LISTED ENTRIES:
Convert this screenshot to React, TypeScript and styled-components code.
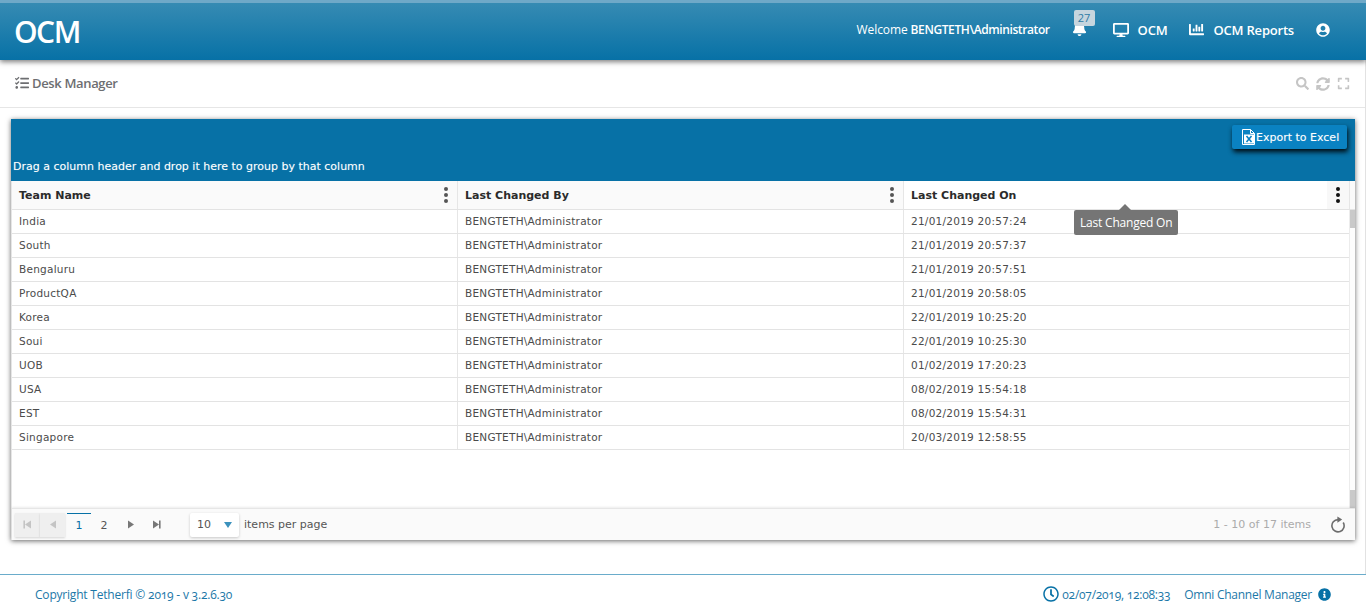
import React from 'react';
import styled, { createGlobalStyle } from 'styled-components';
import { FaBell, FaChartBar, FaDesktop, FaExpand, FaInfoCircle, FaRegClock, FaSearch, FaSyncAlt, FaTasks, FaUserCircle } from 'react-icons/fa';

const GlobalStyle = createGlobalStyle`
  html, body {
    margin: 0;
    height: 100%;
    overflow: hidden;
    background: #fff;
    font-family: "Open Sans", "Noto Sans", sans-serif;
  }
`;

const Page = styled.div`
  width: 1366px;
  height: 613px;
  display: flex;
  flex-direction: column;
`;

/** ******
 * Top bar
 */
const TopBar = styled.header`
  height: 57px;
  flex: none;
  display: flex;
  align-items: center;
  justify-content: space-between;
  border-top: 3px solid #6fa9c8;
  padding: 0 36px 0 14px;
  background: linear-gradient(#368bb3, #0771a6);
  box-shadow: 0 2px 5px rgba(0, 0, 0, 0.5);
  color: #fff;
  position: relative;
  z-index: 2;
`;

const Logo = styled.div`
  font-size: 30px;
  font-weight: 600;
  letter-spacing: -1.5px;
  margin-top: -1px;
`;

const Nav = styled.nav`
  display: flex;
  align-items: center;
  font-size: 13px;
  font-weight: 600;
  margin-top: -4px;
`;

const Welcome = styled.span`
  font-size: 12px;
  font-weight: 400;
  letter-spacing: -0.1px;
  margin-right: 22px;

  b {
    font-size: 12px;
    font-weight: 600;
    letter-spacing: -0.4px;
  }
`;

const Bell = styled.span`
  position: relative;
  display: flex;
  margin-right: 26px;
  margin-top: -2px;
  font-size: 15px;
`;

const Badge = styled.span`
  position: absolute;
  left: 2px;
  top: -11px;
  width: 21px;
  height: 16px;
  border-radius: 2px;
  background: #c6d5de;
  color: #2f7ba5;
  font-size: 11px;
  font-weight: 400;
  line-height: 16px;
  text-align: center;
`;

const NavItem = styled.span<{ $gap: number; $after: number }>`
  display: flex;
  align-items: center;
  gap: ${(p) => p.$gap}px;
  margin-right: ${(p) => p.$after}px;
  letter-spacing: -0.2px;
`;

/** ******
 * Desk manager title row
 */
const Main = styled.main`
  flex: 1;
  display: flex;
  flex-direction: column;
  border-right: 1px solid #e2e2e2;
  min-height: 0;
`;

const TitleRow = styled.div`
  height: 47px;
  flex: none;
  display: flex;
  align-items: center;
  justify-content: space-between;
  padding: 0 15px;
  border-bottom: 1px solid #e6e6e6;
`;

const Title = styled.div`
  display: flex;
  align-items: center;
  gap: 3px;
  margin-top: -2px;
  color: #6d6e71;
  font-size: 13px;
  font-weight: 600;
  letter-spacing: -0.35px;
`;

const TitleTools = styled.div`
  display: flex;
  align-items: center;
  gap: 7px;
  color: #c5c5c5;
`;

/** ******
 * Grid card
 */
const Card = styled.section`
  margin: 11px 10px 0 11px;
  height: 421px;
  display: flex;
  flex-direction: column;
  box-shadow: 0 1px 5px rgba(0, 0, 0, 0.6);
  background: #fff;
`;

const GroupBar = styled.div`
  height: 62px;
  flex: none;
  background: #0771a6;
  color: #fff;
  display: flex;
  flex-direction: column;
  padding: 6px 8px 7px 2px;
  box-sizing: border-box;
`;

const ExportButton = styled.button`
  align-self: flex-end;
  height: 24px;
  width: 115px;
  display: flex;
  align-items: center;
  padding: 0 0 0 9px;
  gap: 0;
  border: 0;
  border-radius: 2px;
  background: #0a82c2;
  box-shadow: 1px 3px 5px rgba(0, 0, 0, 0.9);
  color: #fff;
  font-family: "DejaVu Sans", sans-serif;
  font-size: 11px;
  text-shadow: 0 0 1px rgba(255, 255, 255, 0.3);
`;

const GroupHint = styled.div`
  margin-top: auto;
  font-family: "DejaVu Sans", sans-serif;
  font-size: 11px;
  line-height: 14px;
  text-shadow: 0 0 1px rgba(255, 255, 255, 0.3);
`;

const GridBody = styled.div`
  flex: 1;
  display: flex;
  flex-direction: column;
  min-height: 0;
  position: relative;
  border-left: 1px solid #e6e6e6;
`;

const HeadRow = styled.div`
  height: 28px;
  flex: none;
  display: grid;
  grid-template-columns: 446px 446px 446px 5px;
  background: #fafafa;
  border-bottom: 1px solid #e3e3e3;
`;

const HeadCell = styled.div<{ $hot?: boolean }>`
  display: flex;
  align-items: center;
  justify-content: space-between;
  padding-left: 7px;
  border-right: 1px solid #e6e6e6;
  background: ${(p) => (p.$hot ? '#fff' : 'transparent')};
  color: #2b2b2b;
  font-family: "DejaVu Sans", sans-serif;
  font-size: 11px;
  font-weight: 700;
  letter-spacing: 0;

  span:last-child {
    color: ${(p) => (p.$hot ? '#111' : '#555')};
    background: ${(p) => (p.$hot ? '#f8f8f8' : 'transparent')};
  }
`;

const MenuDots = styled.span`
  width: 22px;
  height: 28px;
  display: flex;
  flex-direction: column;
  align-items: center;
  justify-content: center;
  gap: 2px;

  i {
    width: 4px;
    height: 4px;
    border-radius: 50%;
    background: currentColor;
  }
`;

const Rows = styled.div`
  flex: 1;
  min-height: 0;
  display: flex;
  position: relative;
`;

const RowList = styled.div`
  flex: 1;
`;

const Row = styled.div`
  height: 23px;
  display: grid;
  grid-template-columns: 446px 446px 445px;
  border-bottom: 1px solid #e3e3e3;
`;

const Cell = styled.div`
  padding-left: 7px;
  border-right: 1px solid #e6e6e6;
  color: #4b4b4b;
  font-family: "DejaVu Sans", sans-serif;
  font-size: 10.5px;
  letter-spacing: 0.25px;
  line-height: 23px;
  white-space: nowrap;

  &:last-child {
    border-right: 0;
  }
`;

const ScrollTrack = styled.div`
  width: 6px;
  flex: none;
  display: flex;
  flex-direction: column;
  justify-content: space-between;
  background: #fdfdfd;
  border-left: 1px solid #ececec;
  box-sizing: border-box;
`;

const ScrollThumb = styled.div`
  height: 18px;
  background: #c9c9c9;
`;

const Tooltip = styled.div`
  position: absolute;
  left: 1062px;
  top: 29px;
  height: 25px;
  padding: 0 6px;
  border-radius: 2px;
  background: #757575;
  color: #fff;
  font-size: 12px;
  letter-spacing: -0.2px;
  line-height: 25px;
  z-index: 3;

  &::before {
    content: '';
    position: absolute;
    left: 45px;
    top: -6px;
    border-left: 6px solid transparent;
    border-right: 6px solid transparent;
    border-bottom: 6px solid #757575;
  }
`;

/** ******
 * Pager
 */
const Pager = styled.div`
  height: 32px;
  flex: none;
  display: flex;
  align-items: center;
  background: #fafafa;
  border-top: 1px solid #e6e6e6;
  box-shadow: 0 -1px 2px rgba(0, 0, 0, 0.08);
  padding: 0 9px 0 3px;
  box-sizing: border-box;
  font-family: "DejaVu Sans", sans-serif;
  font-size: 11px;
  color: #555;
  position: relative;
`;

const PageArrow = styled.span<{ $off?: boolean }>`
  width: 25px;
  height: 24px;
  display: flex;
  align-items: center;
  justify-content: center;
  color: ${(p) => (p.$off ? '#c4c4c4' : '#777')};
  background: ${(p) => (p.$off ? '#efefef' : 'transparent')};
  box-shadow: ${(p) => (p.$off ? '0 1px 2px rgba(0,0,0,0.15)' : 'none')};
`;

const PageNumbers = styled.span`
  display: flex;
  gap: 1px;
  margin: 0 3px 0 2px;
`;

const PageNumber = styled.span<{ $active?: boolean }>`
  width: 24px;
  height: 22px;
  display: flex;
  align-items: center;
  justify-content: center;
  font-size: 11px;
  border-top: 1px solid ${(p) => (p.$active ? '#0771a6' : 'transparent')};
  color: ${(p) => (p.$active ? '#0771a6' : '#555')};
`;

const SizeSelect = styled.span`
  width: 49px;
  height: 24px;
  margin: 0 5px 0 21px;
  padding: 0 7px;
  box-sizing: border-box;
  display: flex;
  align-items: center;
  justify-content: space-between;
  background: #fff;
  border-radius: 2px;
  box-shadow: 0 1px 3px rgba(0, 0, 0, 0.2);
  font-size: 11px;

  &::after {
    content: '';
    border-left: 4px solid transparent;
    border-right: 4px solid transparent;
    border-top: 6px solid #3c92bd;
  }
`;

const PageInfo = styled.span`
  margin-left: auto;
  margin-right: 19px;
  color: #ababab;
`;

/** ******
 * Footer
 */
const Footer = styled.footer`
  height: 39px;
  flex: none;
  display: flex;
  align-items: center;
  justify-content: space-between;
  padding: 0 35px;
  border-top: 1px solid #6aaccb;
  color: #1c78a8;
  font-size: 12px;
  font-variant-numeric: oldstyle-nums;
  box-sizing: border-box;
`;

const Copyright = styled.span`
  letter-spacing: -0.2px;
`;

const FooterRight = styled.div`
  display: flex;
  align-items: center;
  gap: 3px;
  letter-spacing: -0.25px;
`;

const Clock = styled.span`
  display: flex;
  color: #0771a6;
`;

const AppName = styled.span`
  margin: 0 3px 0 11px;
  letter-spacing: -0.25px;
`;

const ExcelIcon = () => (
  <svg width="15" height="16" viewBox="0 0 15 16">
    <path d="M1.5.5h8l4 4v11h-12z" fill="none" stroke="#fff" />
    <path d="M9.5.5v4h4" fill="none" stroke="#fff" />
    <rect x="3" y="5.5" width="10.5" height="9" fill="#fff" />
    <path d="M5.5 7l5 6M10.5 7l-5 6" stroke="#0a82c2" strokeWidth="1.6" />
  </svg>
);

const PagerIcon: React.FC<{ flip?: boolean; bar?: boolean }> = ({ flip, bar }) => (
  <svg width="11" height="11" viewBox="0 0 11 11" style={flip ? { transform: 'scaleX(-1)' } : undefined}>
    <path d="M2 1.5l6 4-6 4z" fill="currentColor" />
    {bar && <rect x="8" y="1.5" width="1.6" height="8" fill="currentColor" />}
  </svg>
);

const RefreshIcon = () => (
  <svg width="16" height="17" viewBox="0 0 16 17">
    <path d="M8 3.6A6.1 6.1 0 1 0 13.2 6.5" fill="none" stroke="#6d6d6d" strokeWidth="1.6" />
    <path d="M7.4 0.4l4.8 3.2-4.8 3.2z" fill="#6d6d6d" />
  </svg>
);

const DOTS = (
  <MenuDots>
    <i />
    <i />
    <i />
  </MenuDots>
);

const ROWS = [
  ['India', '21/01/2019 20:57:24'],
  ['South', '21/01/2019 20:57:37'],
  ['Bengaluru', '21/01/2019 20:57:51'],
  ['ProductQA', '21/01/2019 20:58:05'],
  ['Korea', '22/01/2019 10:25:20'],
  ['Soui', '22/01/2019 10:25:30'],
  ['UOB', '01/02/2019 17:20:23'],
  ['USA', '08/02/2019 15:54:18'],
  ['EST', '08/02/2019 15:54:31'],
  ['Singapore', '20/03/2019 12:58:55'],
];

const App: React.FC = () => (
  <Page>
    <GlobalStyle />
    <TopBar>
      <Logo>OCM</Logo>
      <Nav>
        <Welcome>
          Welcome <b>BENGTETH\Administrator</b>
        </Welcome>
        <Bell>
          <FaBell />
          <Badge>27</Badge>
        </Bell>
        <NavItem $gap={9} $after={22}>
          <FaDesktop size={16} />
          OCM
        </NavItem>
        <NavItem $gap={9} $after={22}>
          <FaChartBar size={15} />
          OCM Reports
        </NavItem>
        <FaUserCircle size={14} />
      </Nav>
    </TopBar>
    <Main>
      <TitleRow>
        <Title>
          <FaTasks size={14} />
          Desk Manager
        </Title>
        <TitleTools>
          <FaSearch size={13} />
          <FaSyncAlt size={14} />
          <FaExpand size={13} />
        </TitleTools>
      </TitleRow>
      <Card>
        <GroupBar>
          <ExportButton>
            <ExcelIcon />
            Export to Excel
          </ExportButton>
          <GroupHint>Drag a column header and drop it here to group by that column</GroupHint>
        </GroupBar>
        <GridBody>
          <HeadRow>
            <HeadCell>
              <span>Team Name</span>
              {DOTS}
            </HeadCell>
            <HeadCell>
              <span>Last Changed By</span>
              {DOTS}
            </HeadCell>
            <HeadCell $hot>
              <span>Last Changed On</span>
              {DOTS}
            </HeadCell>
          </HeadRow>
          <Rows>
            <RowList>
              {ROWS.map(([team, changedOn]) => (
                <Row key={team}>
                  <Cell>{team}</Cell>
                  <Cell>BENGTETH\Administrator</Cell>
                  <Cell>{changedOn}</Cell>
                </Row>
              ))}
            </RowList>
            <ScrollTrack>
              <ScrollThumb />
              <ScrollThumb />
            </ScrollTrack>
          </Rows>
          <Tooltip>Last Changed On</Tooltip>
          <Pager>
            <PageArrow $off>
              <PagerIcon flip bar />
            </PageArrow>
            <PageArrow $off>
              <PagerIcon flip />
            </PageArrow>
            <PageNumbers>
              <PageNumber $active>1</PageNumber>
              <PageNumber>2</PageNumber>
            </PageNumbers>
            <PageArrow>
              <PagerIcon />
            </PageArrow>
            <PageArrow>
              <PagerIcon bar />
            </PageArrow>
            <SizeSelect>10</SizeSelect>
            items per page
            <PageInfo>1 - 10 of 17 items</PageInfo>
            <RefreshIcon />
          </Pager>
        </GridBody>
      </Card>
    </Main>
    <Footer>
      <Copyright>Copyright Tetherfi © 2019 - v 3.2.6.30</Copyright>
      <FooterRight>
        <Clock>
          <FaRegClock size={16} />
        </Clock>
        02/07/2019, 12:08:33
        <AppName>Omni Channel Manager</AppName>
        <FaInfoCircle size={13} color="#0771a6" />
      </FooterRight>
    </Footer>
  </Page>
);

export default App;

--

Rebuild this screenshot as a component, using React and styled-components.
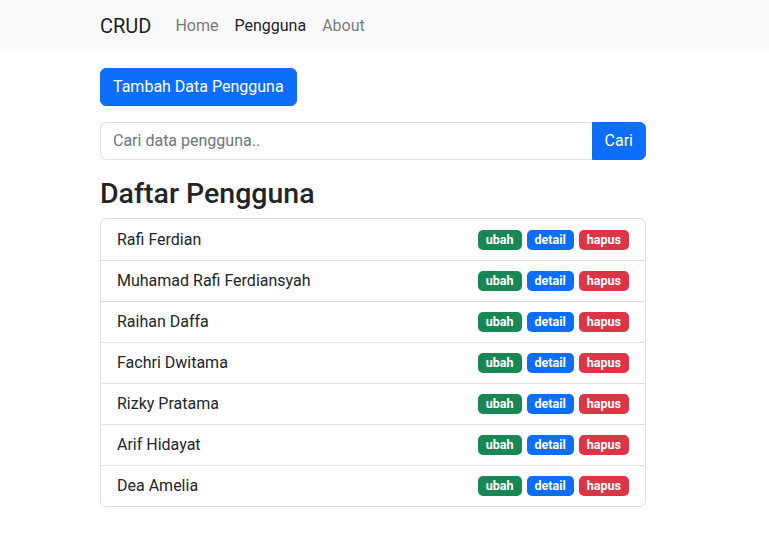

---

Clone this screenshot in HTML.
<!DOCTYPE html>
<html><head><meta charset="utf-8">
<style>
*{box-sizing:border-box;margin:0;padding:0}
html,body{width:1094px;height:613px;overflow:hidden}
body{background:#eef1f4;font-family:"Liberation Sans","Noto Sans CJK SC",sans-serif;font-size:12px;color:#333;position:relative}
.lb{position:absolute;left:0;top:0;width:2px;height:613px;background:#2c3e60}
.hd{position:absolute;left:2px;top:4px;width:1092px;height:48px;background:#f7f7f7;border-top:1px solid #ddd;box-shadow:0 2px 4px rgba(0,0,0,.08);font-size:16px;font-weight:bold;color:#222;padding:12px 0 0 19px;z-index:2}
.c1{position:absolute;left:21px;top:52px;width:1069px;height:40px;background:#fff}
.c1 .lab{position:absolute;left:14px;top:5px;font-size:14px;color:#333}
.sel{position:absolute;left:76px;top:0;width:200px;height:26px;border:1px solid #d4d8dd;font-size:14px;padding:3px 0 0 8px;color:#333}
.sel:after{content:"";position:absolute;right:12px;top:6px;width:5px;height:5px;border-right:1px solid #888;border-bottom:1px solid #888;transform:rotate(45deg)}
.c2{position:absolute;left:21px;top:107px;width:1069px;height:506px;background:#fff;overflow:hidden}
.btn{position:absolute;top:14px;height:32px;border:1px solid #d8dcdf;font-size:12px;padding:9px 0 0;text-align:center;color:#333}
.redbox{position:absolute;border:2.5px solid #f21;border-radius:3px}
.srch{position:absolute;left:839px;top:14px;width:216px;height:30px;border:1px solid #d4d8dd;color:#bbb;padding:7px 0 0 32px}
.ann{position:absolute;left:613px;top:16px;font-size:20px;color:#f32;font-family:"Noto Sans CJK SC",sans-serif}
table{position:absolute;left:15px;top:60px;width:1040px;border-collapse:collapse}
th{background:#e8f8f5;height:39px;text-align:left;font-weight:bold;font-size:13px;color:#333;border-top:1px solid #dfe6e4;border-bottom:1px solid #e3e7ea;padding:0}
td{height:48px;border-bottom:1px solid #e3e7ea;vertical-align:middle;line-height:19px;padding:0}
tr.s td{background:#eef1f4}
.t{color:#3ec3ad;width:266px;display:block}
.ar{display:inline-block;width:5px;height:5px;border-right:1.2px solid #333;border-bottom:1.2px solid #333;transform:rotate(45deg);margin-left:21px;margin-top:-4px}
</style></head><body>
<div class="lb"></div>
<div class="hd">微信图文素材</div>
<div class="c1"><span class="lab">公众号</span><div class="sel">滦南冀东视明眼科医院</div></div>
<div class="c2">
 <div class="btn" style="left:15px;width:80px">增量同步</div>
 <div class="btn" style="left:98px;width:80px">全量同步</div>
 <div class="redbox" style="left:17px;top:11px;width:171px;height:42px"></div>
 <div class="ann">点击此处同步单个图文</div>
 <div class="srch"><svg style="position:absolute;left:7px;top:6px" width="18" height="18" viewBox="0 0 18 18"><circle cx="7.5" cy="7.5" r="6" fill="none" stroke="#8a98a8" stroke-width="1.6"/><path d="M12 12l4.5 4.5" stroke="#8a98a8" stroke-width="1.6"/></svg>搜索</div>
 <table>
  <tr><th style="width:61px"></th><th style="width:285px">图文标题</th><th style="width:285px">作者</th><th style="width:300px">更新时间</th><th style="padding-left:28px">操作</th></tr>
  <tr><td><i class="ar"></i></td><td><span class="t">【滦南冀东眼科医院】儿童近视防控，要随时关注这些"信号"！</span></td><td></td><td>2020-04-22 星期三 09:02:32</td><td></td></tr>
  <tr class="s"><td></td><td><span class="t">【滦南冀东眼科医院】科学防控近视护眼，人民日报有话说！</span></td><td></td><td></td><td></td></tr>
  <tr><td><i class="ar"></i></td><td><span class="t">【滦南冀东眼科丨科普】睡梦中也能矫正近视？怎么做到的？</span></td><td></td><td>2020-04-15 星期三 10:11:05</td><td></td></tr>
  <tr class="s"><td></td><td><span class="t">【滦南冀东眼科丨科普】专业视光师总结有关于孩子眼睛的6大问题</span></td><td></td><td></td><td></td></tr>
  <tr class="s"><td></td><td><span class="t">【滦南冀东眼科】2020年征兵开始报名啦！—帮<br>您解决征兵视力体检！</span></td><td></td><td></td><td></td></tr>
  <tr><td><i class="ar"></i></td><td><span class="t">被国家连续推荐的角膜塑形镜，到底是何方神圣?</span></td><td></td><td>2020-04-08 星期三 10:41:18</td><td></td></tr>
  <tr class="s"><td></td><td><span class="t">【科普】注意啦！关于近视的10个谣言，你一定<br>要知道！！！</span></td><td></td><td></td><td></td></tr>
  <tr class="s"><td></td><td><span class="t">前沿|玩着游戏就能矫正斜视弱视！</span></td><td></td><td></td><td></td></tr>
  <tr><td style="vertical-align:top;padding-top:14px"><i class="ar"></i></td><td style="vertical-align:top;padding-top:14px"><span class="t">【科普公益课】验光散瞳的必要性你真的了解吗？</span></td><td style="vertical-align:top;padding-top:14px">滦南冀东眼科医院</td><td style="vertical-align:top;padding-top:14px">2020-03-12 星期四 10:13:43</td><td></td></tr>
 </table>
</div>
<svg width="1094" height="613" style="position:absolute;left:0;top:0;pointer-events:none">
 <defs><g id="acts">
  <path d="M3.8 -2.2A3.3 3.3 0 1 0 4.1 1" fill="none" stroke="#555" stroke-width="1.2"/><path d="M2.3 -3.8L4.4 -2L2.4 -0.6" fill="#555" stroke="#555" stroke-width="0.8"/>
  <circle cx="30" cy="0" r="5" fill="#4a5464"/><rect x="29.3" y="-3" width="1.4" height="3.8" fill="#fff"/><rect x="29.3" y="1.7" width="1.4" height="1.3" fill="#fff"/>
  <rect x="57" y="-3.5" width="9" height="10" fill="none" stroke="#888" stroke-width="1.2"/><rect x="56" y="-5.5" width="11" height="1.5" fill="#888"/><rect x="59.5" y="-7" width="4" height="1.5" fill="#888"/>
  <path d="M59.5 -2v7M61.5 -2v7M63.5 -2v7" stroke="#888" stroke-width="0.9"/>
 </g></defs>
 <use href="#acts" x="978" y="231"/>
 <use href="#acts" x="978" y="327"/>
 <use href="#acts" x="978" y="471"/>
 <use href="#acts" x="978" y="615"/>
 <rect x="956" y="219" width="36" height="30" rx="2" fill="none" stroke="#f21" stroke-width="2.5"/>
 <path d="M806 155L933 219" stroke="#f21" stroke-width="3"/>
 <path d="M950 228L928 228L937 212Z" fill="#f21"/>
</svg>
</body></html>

DIRECTIONS:
Find the lines with the string "components" and reproduce them.

OUTPUT OF THE EXERCISE:
Convert this screenshot to React, TypeScript and styled-components code.
import styled, { createGlobalStyle } from 'styled-components';
Rebuild this screenshot as a component, using React and styled-components.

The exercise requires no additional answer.